The use of large number of spectral bands can have an adverse effect on traditional classifiers, particularly when limited ground reference data are available. Also, the classifiers utilizing only the first-order statistics show poor performance compared to the classifiers using second-order statistics (e.g. covariance matrix) (Lee and Landgrebe 1993). The use of features more than the optimal one may cause a decrease in accuracy reached by the classifiers, which is called “curse of dimensionality” (Hughes 1968). Data in high-dimensional feature space can be defined by a subspace of lower dimensionality (Kavzoglu and Mather 2002). When statistical classifiers are used for high-dimensional data, the required number of sample size reaches a size that cannot be provided in most studies. Supervised statistical classification methods require a priori knowledge of certain aspects of land use/land cover (LULC) classes, including their statistical distribution. Two crucial features of ground reference samples for a successful classification are their size and representativeness (Kavzoglu 2009). Sample size is directly related to spectral bands and the underlying assumptions of the algorithm used in modelling the dataset. Mather (1999) states that sample size should be at least 30p pixels per class (preferable more) where p is the number of spectral bands. From this point of view, for a 200-band hyperspectral image at least 6000 samples are needed for each class to learn the characteristics of the dataset, which cannot be collected in most cases. In the current dataset, samples for LULC classes range from 478 to 2455 pixels, none of which satisfies the minimum number requirement of conventional statistical classifiers. Advanced non-parametric classifiers, including neural nets, random forest, support vector machines and decision trees, have been lately suggested in the processing of hyperspectral imagery, mainly because they require smaller number of training samples to distinguish classes from each other. Principal component analysis (PCA) and feature selection algorithms are generally applied in the literature to reduce the number of spectral bands (Hirosawa et al. 1996; Kavzoglu and Mather 2000, 2002; Agarwal et al. 2007). PCA is a commonly used transformation method for the analysis of remotely sensed images. It defines new uncorrelated dimensions with their variability in the data.

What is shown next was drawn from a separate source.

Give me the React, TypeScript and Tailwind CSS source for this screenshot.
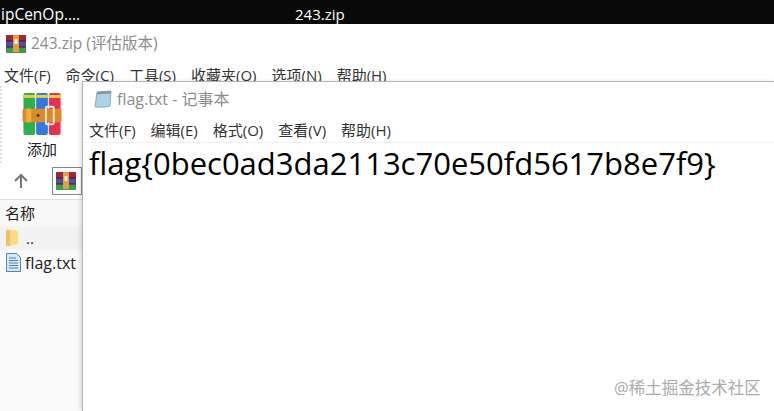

Pixel-based classification has become deficient with the vast increase in spectral information and spatial resolution of the images. Pixels are assigned to one of the categories considering its spectral, textural and contextual information. Thematic maps produced through a pixel-based classification can be noisy, since some pixels in the image can be atypical or mixed pixels. Object-based image analysis (OBIA) offers unique advantages and found robust in handling hyperspectral imagery with high spatial resolution. It is also effective to eliminate ‘salt and pepper effect’. Instead of pixel specific information, OBIA considers spectral, spatial and textural features of objects that are formed by merging similar or homogenous adjacent pixels in the image. OBIA is much closer to human vision than the per-pixel analysis (Addink et al. 2007). It has been reported by many researchers that object-based classification outperforms pixel-based classification (Gao et al. 2006; Kamal and Phinn 2011; Duro et al. 2012). The crucial stage of OBIA is the segmentation, in that the image is partitioned into homogenous parts, called image objects, that intrinsically have a strong correlation with real world features. Segmentation reduces the detail level and complexity, and makes image content more suitable for delineation (Lang 2008). These methods are usually categorised as pixel-based, edge-based and region-based. Multi-resolution segmentation, introduced by Baatz and Schäpe (2000), has been the one of the most widely-used method in the literature. It requires setting of three main parameters: scale, shape and compactness. Because of its relative impact on segmentation quality and subsequent classification accuracy, the selection of scale parameter is of crucial importance (Kim et al. 2011; Johnson 2013; Kavzoglu et al. 2017). Unsupervised and supervised scale selection methods have been proposed to compute optimum scale value for a given image. ESP-2 tool, developed by Drăguţ et al. (2014), was used to calculate the optimum value for the scale parameter. It should be noted that the tool has a limitation of maximum 30 input bands for estimating scale parameter, which also requires reduction in the number of bands.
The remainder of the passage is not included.